I assume that the world has been spinning for the last four years. I can only assume this, as I have not actually witnessed it for myself. You see, I have spent the last four years at home with only two toddlers to keep me company. While I love them dearly, spending every moment with them has left me feeling, for lack of a better word, alienated. So, when last week a woman called me up and offered me an ideal job, at a place I had often thought I would like to work, I took it.
Accepting the job left me emotionally conflicted, somehow, getting what I wanted made me more stressed than ever. I was thrilled with the job offer, but suddenly I had to make a big decision. Going back to work might make me happy, but what would it mean for my family. My children’s happiness meant so much more to me than my own, how could I consider compromising it for a little personal fulfillment?
Then, even more questions arose. While they may be happy at home with me, was I giving them enough stimulation? Was I giving them everything they needed to grow up? Was I being selfish in thinking they needed me? Did I need them? Why couldn’t I quit talking in questions?
After some soul searching, and opinions from everyone I ever met and some I didn’t, (everyone wants to weigh in on this one) I decided that maybe it would be good for the kids to have a little time to grow up independent of me and each other. Besides, opportunity doesn’t knock too often, best to take the job and try it, rather than burn the bridge. In nine months my oldest will be in kindergarten and my youngest will be in preschool, then what will I do (I mean after I dance the jig and do naked cartwheels up and down the street (just kidding, I can’t do cartwheels)).

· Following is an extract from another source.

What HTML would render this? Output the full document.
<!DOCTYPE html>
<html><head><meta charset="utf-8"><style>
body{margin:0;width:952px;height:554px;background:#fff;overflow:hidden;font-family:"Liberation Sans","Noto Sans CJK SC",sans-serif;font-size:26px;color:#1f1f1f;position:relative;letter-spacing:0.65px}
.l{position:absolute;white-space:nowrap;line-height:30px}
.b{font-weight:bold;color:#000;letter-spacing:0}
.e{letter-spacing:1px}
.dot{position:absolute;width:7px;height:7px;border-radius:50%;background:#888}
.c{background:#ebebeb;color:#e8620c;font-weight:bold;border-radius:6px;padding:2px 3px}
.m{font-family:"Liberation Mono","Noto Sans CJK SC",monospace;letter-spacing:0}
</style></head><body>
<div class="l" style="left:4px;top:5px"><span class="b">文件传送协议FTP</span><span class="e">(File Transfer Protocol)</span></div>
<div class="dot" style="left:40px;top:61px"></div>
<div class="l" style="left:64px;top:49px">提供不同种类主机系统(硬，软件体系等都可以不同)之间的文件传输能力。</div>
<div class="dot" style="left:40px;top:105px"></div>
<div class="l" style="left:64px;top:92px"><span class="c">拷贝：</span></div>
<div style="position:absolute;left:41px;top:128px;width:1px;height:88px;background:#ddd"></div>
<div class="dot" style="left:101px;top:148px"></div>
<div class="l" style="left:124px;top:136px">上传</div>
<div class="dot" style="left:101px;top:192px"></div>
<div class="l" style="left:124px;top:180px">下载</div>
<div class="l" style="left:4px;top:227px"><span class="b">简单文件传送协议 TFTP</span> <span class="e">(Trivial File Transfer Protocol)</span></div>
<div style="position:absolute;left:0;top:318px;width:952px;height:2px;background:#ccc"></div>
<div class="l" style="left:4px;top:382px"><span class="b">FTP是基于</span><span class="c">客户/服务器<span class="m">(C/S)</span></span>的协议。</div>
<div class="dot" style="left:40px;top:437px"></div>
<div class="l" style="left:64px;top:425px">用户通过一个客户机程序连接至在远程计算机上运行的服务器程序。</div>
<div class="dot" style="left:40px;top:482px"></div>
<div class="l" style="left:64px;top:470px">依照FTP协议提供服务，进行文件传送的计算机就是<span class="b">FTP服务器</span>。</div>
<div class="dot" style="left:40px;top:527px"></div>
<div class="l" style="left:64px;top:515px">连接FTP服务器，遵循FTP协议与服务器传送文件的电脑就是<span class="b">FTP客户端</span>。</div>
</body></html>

Once this was settled, a new drama was unfolding… daycare. I had no experience with daycare. I had no idea how hard finding adequate day care was. Actually finding inadequate day care is kind of tricky if you want to know the truth. There are only limited numbers of slots for kids of each age group. It is actually easier to create weapons of mass destruction than it is to obtain one of these slots. It seems women sign for these slots years before conception, and in most states, must give at least one vital organ as a deposit. When I called around town looking for a day care, there were audible snickers coming from the other end of the line when I told them that I needed to start in two weeks. It was only by the grace of God that I happened to call a school the same day that another child’s family gave notice that they were moving out of state. This final hurdle passed, I was able to start my new job. Many adjustments have taken place and I know many more will come, but right now, I’m happy with my decision.